The Kelvin scale is an absolute thermodynamic temperature scale where 0 K is the point of absolute zero, the temperature where all thermal motion ceases in the classical description of thermodynamics. Unlike Celsius, where 0 is the freezing point of water, 0 K represents the absence of all heat. Adding 273.15 to the Celsius measurement allows us to convert to this absolute scale.

For instance, using the temperature we calculated earlier 56.67\text{\degree C}, converting into Kelvin would be: \[ K = 56.67 + 273.15 = 329.82 \text{K} \]. It's a seamless shift, but fundamental for scientists who rely on precise and standard temperature measurements across all domains.
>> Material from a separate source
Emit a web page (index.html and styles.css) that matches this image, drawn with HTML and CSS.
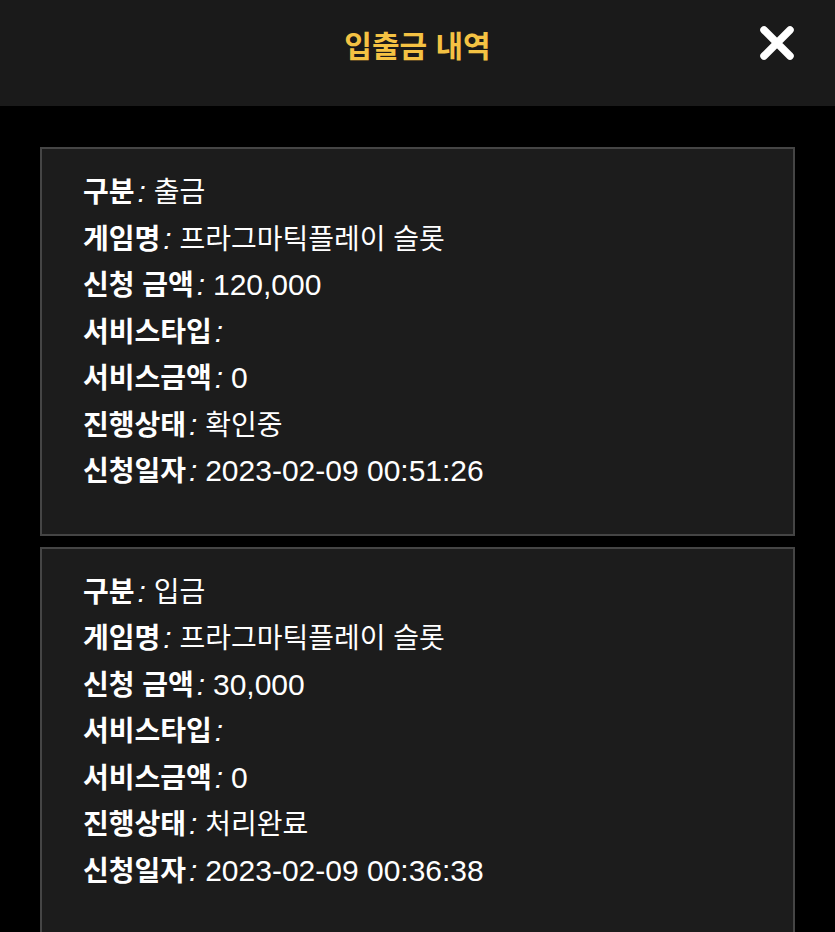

Diving deeper into the realm of thermodynamics, we encounter various temperature scales, each with its significance. The most commonly used scales are Fahrenheit, Celsius, and Kelvin. Fahrenheit is often used in the United States for weather and cooking, Celsius is widely applied across the world for similar everyday applications, and Kelvin, which is vital for thermodynamic equations and scientific calculations.

The Celsius scale is based on the properties of water, with 0 \( (\text{\degree C}) \) marking the freezing point, and 100 \( (\text{\degree C}) \) the boiling point under standard atmospheric pressure.

The Kelvin scale, on the other hand, as an absolute scale, ties directly into the laws of thermodynamics and provides a uniform measurement for scientific analysis. In fact, temperature in thermodynamics is solely and officially measured in Kelvin because of its absolute nature, allowing for calculations that pertain to the fundamental nature of heat, energy, and molecular activity.

Understanding each scale’s origin and application greatly enhances the ability to navigate and convert between them for varied practical and scientific purposes.